Mons. Agustí Cortés Como era de esperar, el paso dado por María Skobtsov entregándose totalmente a la maternidad espiritual con los marginados le llevó a un mundo de contradicciones. Su matrimonio entró en crisis y sus hijos tuvieron que ser atendidos por sus respectivos padres. La fuerza de la “compasión” hacia los que más sufrían el desarraigo del exilio, le empujaba a la acción: atendía a alcohólicos, enfermos mentales, ancianos solos, familias pobres y sin trabajo… Más aún, su nuevo estilo de vida, la vivencia de su fe, le pedía una consagración especial en “la vida monástica”, entendida, no al estilo de la tradición ortodoxa, sino de un modo más próximo a la vida consagrada de las grandes fundaciones y carismas de carácter social, que tanto abundaron en el siglo XIX y primera mitad del XX entre los católicos. Ello requería no pocos cambios en su Iglesia y constituyó una fuente de conflictos y sufrimientos.

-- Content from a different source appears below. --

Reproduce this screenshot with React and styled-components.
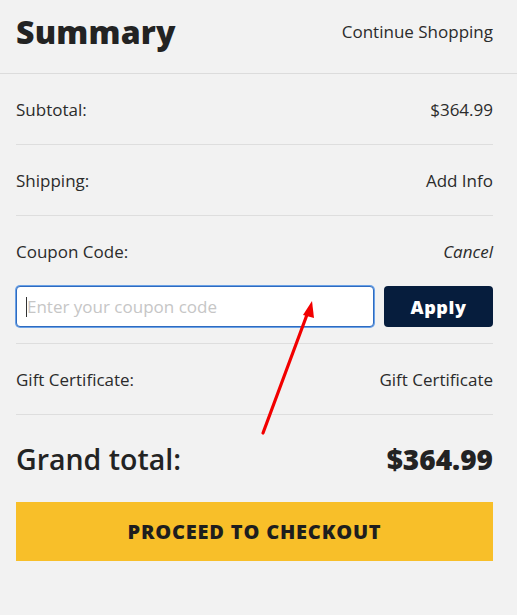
import React from "react";
import styled, { createGlobalStyle } from "styled-components";

const Global = createGlobalStyle`
  html, body { margin: 0; padding: 0; background: #f2f2f2; }
  body { font-family: "Open Sans", "Noto Sans", sans-serif; color: #2b2b2b; }
  * { box-sizing: border-box; }
`;

const Page = styled.div`
  position: relative;
  width: 517px;
  min-height: 615px;
  background: #f2f2f2;
`;

const Header = styled.header`
  display: flex;
  align-items: center;
  justify-content: space-between;
  height: 74px;
  padding: 0 24px 10px 16px;
  border-bottom: 1px solid #dcdcdc;
`;

const Title = styled.h1`
  margin: 0;
  font-family: "Open Sans", sans-serif;
  font-weight: 800;
  font-size: 32px;
  letter-spacing: 0.2px;
  color: #232323;
`;

const HeaderLink = styled.a`
  font-size: 17px;
  color: #2b2b2b;
  text-decoration: none;
`;

const Body = styled.div`
  padding: 0 24px 0 16px;
`;

const Row = styled.div`
  display: flex;
  align-items: center;
  justify-content: space-between;
  height: ${(p) => p.$h || 71}px;
  border-bottom: ${(p) => (p.$noBorder ? "none" : "1px solid #dedede")};
  font-size: 17px;
  color: #2b2b2b;
`;

const Value = styled.span`
  font-style: ${(p) => (p.$italic ? "italic" : "normal")};
`;

const CouponBlock = styled.div`
  padding-bottom: 16px;
  border-bottom: 1px solid #dedede;
`;

const CouponForm = styled.div`
  display: flex;
  gap: 10px;
  height: 41px;
`;

const InputWrap = styled.div`
  position: relative;
  flex: 1;
`;

const Input = styled.input`
  width: 100%;
  height: 100%;
  border: 1px solid #2e6bc0;
  box-shadow: 0 0 0 1px #6aa1e6;
  border-radius: 4px;
  background: #fff;
  padding: 0 10px;
  font-family: "Open Sans", sans-serif;
  font-size: 17px;
  color: #333;
  outline: none;
  &::placeholder { color: #c6c6c6; }
`;

const Caret = styled.span`
  position: absolute;
  left: 10px;
  top: 11px;
  width: 1px;
  height: 20px;
  background: #333;
`;

const ApplyButton = styled.button`
  width: 109px;
  border: none;
  border-radius: 4px;
  background: #061d3d;
  color: #fff;
  font-family: "Open Sans", sans-serif;
  font-weight: 800;
  font-size: 18px;
  letter-spacing: 0.6px;
  cursor: pointer;
`;

const TotalLabel = styled.span`
  font-size: 28.5px;
  font-weight: 600;
  color: #232323;
`;

const TotalValue = styled.span`
  font-size: 28px;
  font-weight: 800;
  color: #232323;
`;

const CheckoutButton = styled.button`
  width: 100%;
  height: 59px;
  border: none;
  background: #f8bf29;
  color: #1e1e1e;
  font-family: "Open Sans", sans-serif;
  font-weight: 800;
  font-size: 20px;
  letter-spacing: 0.8px;
  cursor: pointer;
`;

const Arrow = styled.svg`
  position: absolute;
  left: 0;
  top: 0;
  pointer-events: none;
`;

export default function App() {
  return (
    <Page>
      <Global />
      <Header>
        <Title>Summary</Title>
        <HeaderLink href="#">Continue Shopping</HeaderLink>
      </Header>
      <Body>
        <Row>
          <span>Subtotal:</span>
          <Value>$364.99</Value>
        </Row>
        <Row>
          <span>Shipping:</span>
          <Value>Add Info</Value>
        </Row>
        <CouponBlock>
          <Row $h={70} $noBorder>
            <span>Coupon Code:</span>
            <Value $italic>Cancel</Value>
          </Row>
          <CouponForm>
            <InputWrap>
              <Input placeholder="Enter your coupon code" />
              <Caret />
            </InputWrap>
            <ApplyButton>Apply</ApplyButton>
          </CouponForm>
        </CouponBlock>
        <Row>
          <span>Gift Certificate:</span>
          <Value>Gift Certificate</Value>
        </Row>
        <Row $h={87} $noBorder>
          <TotalLabel>Grand total:</TotalLabel>
          <TotalValue>$364.99</TotalValue>
        </Row>
        <CheckoutButton>PROCEED TO CHECKOUT</CheckoutButton>
      </Body>
      <Arrow width="517" height="615" viewBox="0 0 517 615">
        <line x1="263" y1="433" x2="308" y2="312" stroke="#f20000" strokeWidth="3.2" strokeLinecap="round" />
        <polygon points="312,301 303,315 314,318" fill="#f20000" />
      </Arrow>
    </Page>
  );
}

Fue aceptada su consagración monástica e inició una pequeña comunidad en la zona de Saxe, donde funda en precario una casa de acogida de mujeres sin familia. O. Clément, en el prólogo a la edición francesa de la obra de María Skobtsov El sacramento del hermano, dirá que ella era una síntesis de pasión y compasión extremas. Su programa de vida consistirá en el ejercicio de la “maternidad espiritual” hacia el necesitado y su nueva situación vendrá definida con las palabras “libertad” y “comunión”:
“La Madre María, que no predicaba, pero amaba, nunca olvidó que solo vale aquél que, en la libertad y en la comunión, rinde el homenaje más adecuado a la imagen de Dios en él”.
La nueva casa de Lourmel, más amplia, consolida una comunidad – monasterio del todo original: tres hermanas monjas enviadas por su obispo, el P. Lev Gillet, su propia madre y sus dos hijos, con un número cada vez mayor de vagabundos, enfermos, delincuentes o artistas arruinados… No falta la capilla donde se celebran puntualmente los oficios de la mañana y de la tarde. En tensión constante para obtener recursos económicos y alimentos, pero sin perder el buen humor, el esfuerzo sin límites, “venciendo la desmesura del mal con el amor sin medida”.
Además de los trabajos domésticos de todo tipo, del dibujo y el bordado, dedica más tiempo a la escritura. Concreta su espiritualidad y su estilo contrastándolo con otros cuatro que ha encontrado en la tradición ortodoxa: el que confunde la Iglesia (sometida), la nación y el zar en una misma adhesión; el ritualista, anclado en normas, formalista e inmovilista; “la piedad estética”, que busca el goce espectacular y el esteticismo; la piedad ascética, centrada en el esfuerzo y el compromiso. Ella propugnará la llamada piedad evangélica, centrada en la donación de uno mismo por amor, según Cristo:
“(Se trata de vivir a Cristo)… Este nuestro mundo sin Dios espera del cristianismo que pronuncie la única palabra capaz de curarlo y arreglarlo, incluso de resucitar lo que está muerto”.
Su icono será María amante con el corazón traspasado por la espada (sufrimiento pasivo) y al pie de la Cruz (sufrimiento aceptado libremente). Este icono vino a materializarse en su vida cuando Francia es ocupada por los nazis y su comunidad se entrega decididamente a la defensa de los judíos rusos y apoyando la resistencia. Vive intensamente su última Pascua en comunidad. Ella y su hijo son denunciados y trasladados, junto al P. Klepinin, a sendos campos de concentración. Ella, machacada por el sufrimiento y la muerte, en Ravensbrück encontró y repartió la paz. Se conserva un testimonio verbal suyo:
“Oh muerte, yo no te he amado a ti, no. He amado lo que está vivo en el mundo: la eternidad”.